## Problem description
Tally the lines below that contain "full". The number is the whole answer.

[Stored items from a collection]

****

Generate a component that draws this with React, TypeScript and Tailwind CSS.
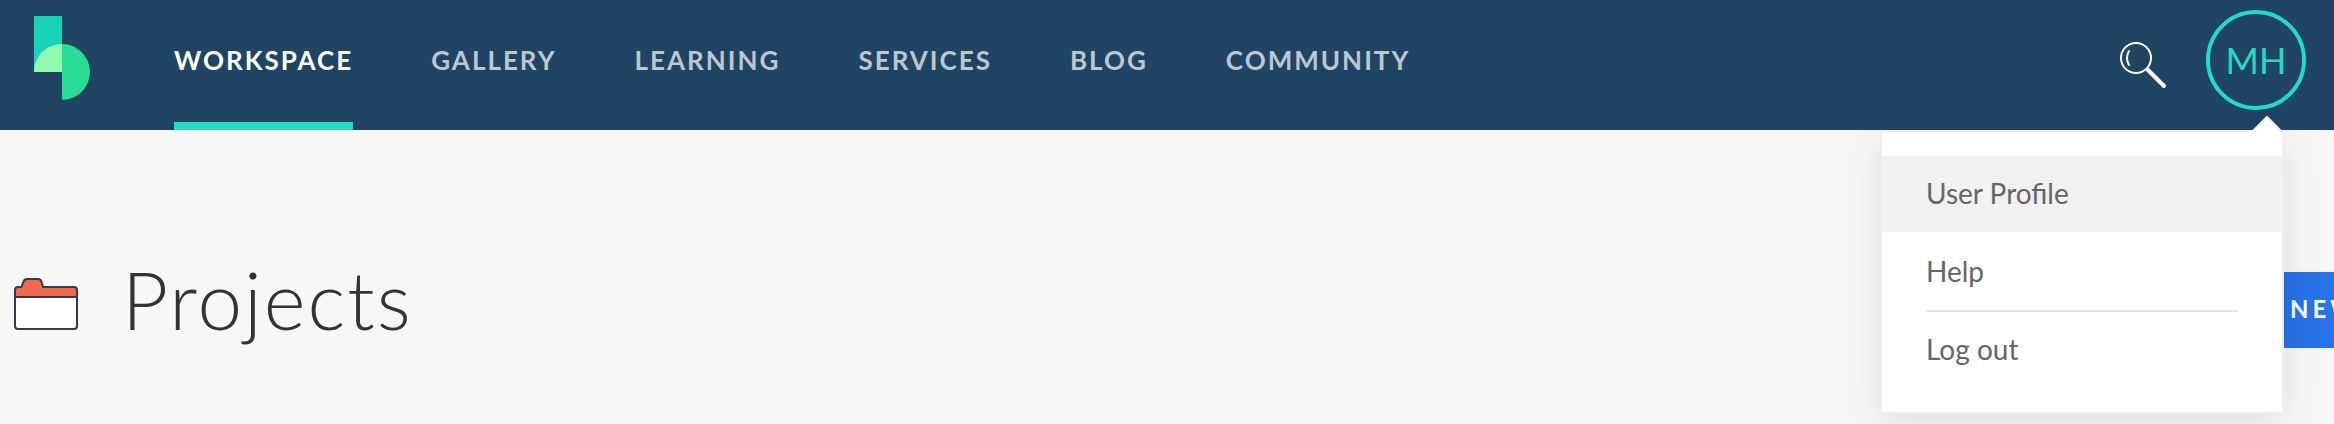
const NAV = ['Workspace', 'Gallery', 'Learning', 'Services', 'Blog', 'Community'];

function Logo() {
  return (
    <svg viewBox="0 0 56 84" className="h-[84px] w-14" aria-hidden="true">
      <path d="M1 0H27a1 1 0 0 1 1 1V56H0V1a1 1 0 0 1 1-1z" fill="#17d3b8" />
      <path d="M28 28a28 28 0 0 1 1.500 55.960A1.500 1.500 0 0 1 28 82.500z" fill="#27dd93" />
      <path d="M28 28V56H1a1 1 0 0 1-1-1A28 27 0 0 1 28 28z" fill="#92fab1" />
    </svg>
  );
}

function SearchIcon() {
  return (
    <svg viewBox="0 0 48 48" className="size-12" fill="none" stroke="#fff" strokeLinecap="round" aria-hidden="true">
      <circle cx="17" cy="17" r="15" strokeWidth="2" />
      <path d="M10 10q-4 7 0 14" strokeWidth="2" />
      <path d="M28.500 28.500L45 45" strokeWidth="4" />
    </svg>
  );
}

function FolderIcon() {
  return (
    <svg viewBox="0 0 64 52" className="mt-[26px] h-[52px] w-16 shrink-0" aria-hidden="true">
      <path d="M1 19H63V48a3 3 0 0 1-3 3H4a3 3 0 0 1-3-3z" fill="#fff" />
      <path d="M1 19V12a3 3 0 0 1 3-3H7.500L9.500 3.500Q10.500 1 13 1H24Q26.500 1 27.500 3.500L29 9H60a3 3 0 0 1 3 3V19z" fill="#ef6b50" />
      <path
        d="M1 19V12a3 3 0 0 1 3-3H7.500L9.500 3.500Q10.500 1 13 1H24Q26.500 1 27.500 3.500L29 9H60a3 3 0 0 1 3 3V48a3 3 0 0 1-3 3H4a3 3 0 0 1-3-3V19H63"
        fill="none"
        stroke="#353a48"
        strokeWidth="2"
        strokeLinejoin="round"
      />
    </svg>
  );
}

function UserMenu() {
  return (
    <div className="absolute top-full right-[50px] z-10 w-[404px] border-2 border-[#eeeeee] bg-white bg-clip-padding py-6 shadow-[0_10px_40px_rgba(0,0,0,0.1)]">
      <svg viewBox="0 0 32 18" className="absolute -top-[17px] -right-[1px] h-[18px] w-8" aria-hidden="true">
        <path d="M1 17L16 2L31 17V18H1z" fill="#fff" />
        <path d="M1 17L16 2L31 17" fill="none" stroke="#eeeeee" strokeWidth="2" />
      </svg>
      <nav aria-label="User" className="flex flex-col text-[28px] leading-[74px] text-[#666666]">
        <a href="#profile" className="bg-[#f1f1f1] px-11 pb-0.5">User Profile</a>
        <a href="#help" className="mt-0.5 px-11 pb-0.5">Help</a>
        <hr className="mx-11 border-t-2 border-[#e4e4e4]" />
        <a href="#logout" className="px-11 pb-0.5">Log out</a>
      </nav>
    </div>
  );
}

export default function App() {
  return (
    <div className="min-h-screen overflow-hidden bg-[#f7f7f7] font-[Lato,sans-serif]">
      <header className="relative flex h-[130px] items-stretch bg-[#204464] pr-7 pl-[34px]">
        <a href="#home" aria-label="Home" className="mr-[84px] pt-4">
          <Logo />
        </a>
        <nav aria-label="Main" className="flex gap-[78px] text-[26px] leading-[120px] font-bold tracking-[2px] uppercase">
          {NAV.map((label, i) => (
            <a
              key={label}
              href={'#' + label.toLowerCase()}
              className={i === 0 ? 'border-b-8 border-[#25dac5] text-white' : 'text-[#bcc7d1]'}
            >
              {label}
            </a>
          ))}
        </nav>
        <div className="ml-auto flex items-start gap-[39px] pt-2.5">
          <button type="button" aria-label="Search" className="mt-[31px]">
            <SearchIcon />
          </button>
          <button
            type="button"
            aria-haspopup="menu"
            aria-expanded="true"
            className="size-[100px] rounded-full border-4 border-[#25dac5] text-4xl text-[#25dac5]"
          >
            MH
          </button>
        </div>
        <UserMenu />
      </header>
      <main className="flex items-start pt-[122px] pl-3.5">
        <FolderIcon />
        <h1 className="ml-[44px] text-[80px] leading-[94px] font-light tracking-[2px] text-[#333333]">Projects</h1>
        <button
          type="button"
          className="mt-5 -mr-[60px] ml-auto h-[76px] w-[144px] bg-[#2873e8] pb-0.5 pl-10 text-left text-2xl font-bold tracking-[4px] whitespace-nowrap text-white"
        >
          NEW
        </button>
      </main>
    </div>
  );
}
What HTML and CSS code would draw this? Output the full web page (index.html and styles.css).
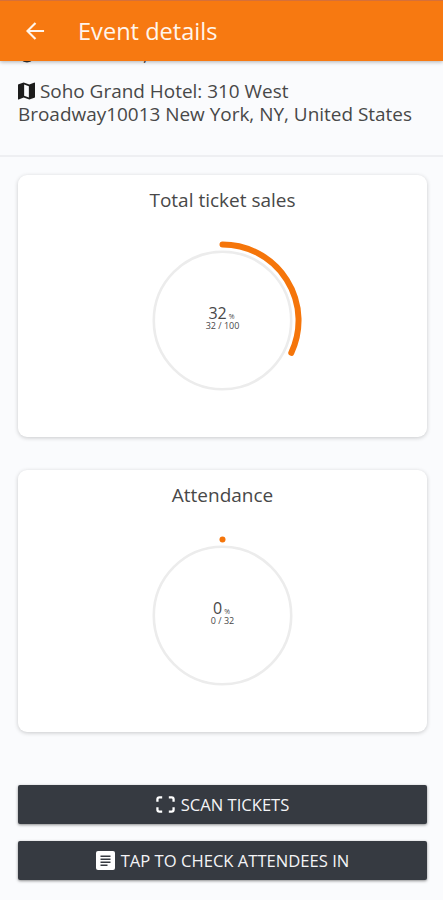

****

## The answer
3